▶ [OBJECTIVE] Transcribe the whole listing below without changing a word, but leave out every image.
━━━━━━━━━━━━━━━━
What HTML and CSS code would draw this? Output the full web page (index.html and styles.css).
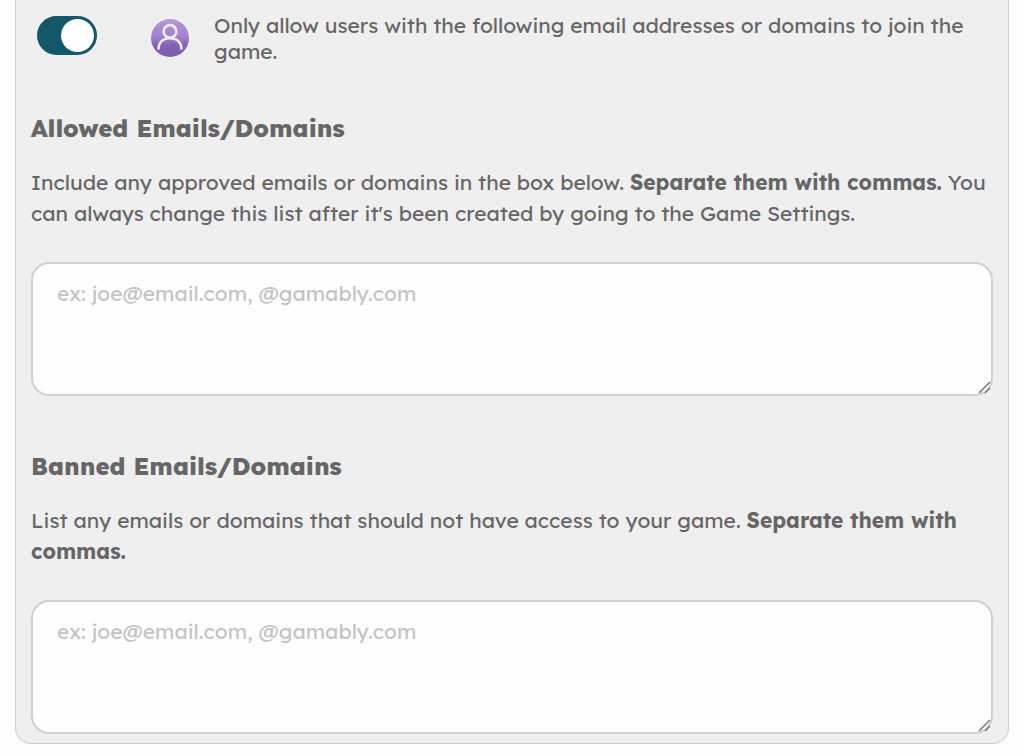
FILE: index.html
```
<!DOCTYPE html>
<html lang="en">
<head>
  <meta charset="utf-8">
  <meta name="viewport" content="width=device-width, initial-scale=1">
  <title>Game Access</title>
  <link rel="stylesheet" href="styles.css">
</head>
<body>
  <form class="access-panel">
    <div class="access-toggle">
      <input type="checkbox" id="limitAccess" class="switch" checked>
      <svg class="user-icon" viewBox="0 0 38 38" aria-hidden="true">
        <defs>
          <linearGradient id="userFill" x1="0" y1="0" x2="0" y2="1">
            <stop offset="0" stop-color="#b7a0d0"/>
            <stop offset="0.2" stop-color="#ad8bd3"/>
            <stop offset="0.45" stop-color="#a583ce"/>
            <stop offset="0.7" stop-color="#8262b5"/>
            <stop offset="1" stop-color="#7c5cb0"/>
          </linearGradient>
        </defs>
        <circle cx="19" cy="19" r="19" fill="url(#userFill)"/>
        <g fill="none" stroke="#efebf3" stroke-width="2.6" stroke-linecap="round">
          <circle cx="19" cy="12.5" r="6.4"/>
          <path d="M7.6 29.5C8 22.8 12.5 19.2 19 19.2S30 22.8 30.4 29.5"/>
        </g>
      </svg>
      <label for="limitAccess">Only allow users with the following email addresses or domains to join the game.</label>
    </div>

    <section class="email-section">
      <h2><label for="allowedEmails">Allowed Emails/Domains</label></h2>
      <p>Include any approved emails or domains in the box below. <strong>Separate them with commas.</strong> You can always change this list after it's been created by going to the Game Settings.</p>
      <textarea id="allowedEmails" placeholder="ex: joe@email.com, @gamably.com"></textarea>
    </section>

    <section class="email-section">
      <h2><label for="bannedEmails">Banned Emails/Domains</label></h2>
      <p>List any emails or domains that should not have access to your game. <strong>Separate them with commas.</strong></p>
      <textarea id="bannedEmails" placeholder="ex: joe@email.com, @gamably.com"></textarea>
    </section>
  </form>
</body>
</html>
```
FILE: styles.css
```
* {
  box-sizing: border-box;
}
body {
  margin: 0 15px 12px;
  background: #fdfdfd;
  color: #666;
  font-family: Lexend, Inter, sans-serif;
  font-size: 21px;
  font-weight: 400;
}
.access-panel {
  padding: 12px 15px 9px;
  background: #efefef;
  border: 1px solid #d0d0d0;
  border-top: none;
  border-radius: 0 0 16px 16px;
}
.access-toggle {
  display: flex;
  align-items: flex-start;
  padding: 0 6px;
  line-height: 26px;
}
.access-toggle label {
  flex: 1;
}
/* Toggle switch */
.switch {
  appearance: none;
  flex: none;
  width: 60px;
  height: 39px;
  margin: 4px 54px 0 0;
  padding: 3px;
  background: #125869;
  border-radius: 20px;
  cursor: pointer;
}
.switch::before {
  content: "";
  display: block;
  width: 33px;
  height: 33px;
  background: white;
  border-radius: 50%;
}
.switch:checked::before {
  margin-left: 21px;
}
.user-icon {
  flex: none;
  width: 38px;
  height: 38px;
  margin: 7px 25px 0 0;
}
/* Email lists */
.email-section {
  margin-top: 48px;
}
.email-section + .email-section {
  margin-top: 54px;
}
h2 {
  margin: 0 0 23px;
  font-size: 24px;
  font-weight: 800;
  line-height: 32px;
}
p {
  margin: 0 0 33px;
  line-height: 31px;
}
strong {
  font-weight: 700;
}
textarea {
  display: block;
  width: 100%;
  height: 134px;
  padding: 14px 24px;
  border: 2px solid #d0d0d0;
  border-radius: 18px;
  background: #fefefe;
  color: #666;
  font: inherit;
  line-height: 30px;
  resize: vertical;
}
textarea::placeholder {
  color: #c4c4c4;
}
/* Drag handle in the corner */
textarea::-webkit-resizer {
  background: url("data:image/svg+xml,%3Csvg xmlns='http://www.w3.org/2000/svg' width='15' height='15'%3E%3Cpath d='M3 14L14 3M9 14L14 9' stroke='%23777' stroke-width='1.5'/%3E%3C/svg%3E") no-repeat right bottom;
}
```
━━━━━━━━━━━━━━━━
▶ [SOLUTION FOR THIS TASK]
What HTML and CSS code would draw this? Output the full web page (index.html and styles.css).
FILE: index.html
```
<!DOCTYPE html>
<html lang="en">
<head>
  <meta charset="utf-8">
  <meta name="viewport" content="width=device-width, initial-scale=1">
  <title>Game Access</title>
  <link rel="stylesheet" href="styles.css">
</head>
<body>
  <form class="access-panel">
    <div class="access-toggle">
      <input type="checkbox" id="limitAccess" class="switch" checked>
      <svg class="user-icon" viewBox="0 0 38 38" aria-hidden="true">
        <defs>
          <linearGradient id="userFill" x1="0" y1="0" x2="0" y2="1">
            <stop offset="0" stop-color="#b7a0d0"/>
            <stop offset="0.2" stop-color="#ad8bd3"/>
            <stop offset="0.45" stop-color="#a583ce"/>
            <stop offset="0.7" stop-color="#8262b5"/>
            <stop offset="1" stop-color="#7c5cb0"/>
          </linearGradient>
        </defs>
        <circle cx="19" cy="19" r="19" fill="url(#userFill)"/>
        <g fill="none" stroke="#efebf3" stroke-width="2.6" stroke-linecap="round">
          <circle cx="19" cy="12.5" r="6.4"/>
          <path d="M7.6 29.5C8 22.8 12.5 19.2 19 19.2S30 22.8 30.4 29.5"/>
        </g>
      </svg>
      <label for="limitAccess">Only allow users with the following email addresses or domains to join the game.</label>
    </div>

    <section class="email-section">
      <h2><label for="allowedEmails">Allowed Emails/Domains</label></h2>
      <p>Include any approved emails or domains in the box below. <strong>Separate them with commas.</strong> You can always change this list after it's been created by going to the Game Settings.</p>
      <textarea id="allowedEmails" placeholder="ex: joe@email.com, @gamably.com"></textarea>
    </section>

    <section class="email-section">
      <h2><label for="bannedEmails">Banned Emails/Domains</label></h2>
      <p>List any emails or domains that should not have access to your game. <strong>Separate them with commas.</strong></p>
      <textarea id="bannedEmails" placeholder="ex: joe@email.com, @gamably.com"></textarea>
    </section>
  </form>
</body>
</html>
```
FILE: styles.css
```
* {
  box-sizing: border-box;
}
body {
  margin: 0 15px 12px;
  background: #fdfdfd;
  color: #666;
  font-family: Lexend, Inter, sans-serif;
  font-size: 21px;
  font-weight: 400;
}
.access-panel {
  padding: 12px 15px 9px;
  background: #efefef;
  border: 1px solid #d0d0d0;
  border-top: none;
  border-radius: 0 0 16px 16px;
}
.access-toggle {
  display: flex;
  align-items: flex-start;
  padding: 0 6px;
  line-height: 26px;
}
.access-toggle label {
  flex: 1;
}
/* Toggle switch */
.switch {
  appearance: none;
  flex: none;
  width: 60px;
  height: 39px;
  margin: 4px 54px 0 0;
  padding: 3px;
  background: #125869;
  border-radius: 20px;
  cursor: pointer;
}
.switch::before {
  content: "";
  display: block;
  width: 33px;
  height: 33px;
  background: white;
  border-radius: 50%;
}
.switch:checked::before {
  margin-left: 21px;
}
.user-icon {
  flex: none;
  width: 38px;
  height: 38px;
  margin: 7px 25px 0 0;
}
/* Email lists */
.email-section {
  margin-top: 48px;
}
.email-section + .email-section {
  margin-top: 54px;
}
h2 {
  margin: 0 0 23px;
  font-size: 24px;
  font-weight: 800;
  line-height: 32px;
}
p {
  margin: 0 0 33px;
  line-height: 31px;
}
strong {
  font-weight: 700;
}
textarea {
  display: block;
  width: 100%;
  height: 134px;
  padding: 14px 24px;
  border: 2px solid #d0d0d0;
  border-radius: 18px;
  background: #fefefe;
  color: #666;
  font: inherit;
  line-height: 30px;
  resize: vertical;
}
textarea::placeholder {
  color: #c4c4c4;
}
/* Drag handle in the corner */
textarea::-webkit-resizer {
  background: url("data:image/svg+xml,%3Csvg xmlns='http://www.w3.org/2000/svg' width='15' height='15'%3E%3Cpath d='M3 14L14 3M9 14L14 9' stroke='%23777' stroke-width='1.5'/%3E%3C/svg%3E") no-repeat right bottom;
}
```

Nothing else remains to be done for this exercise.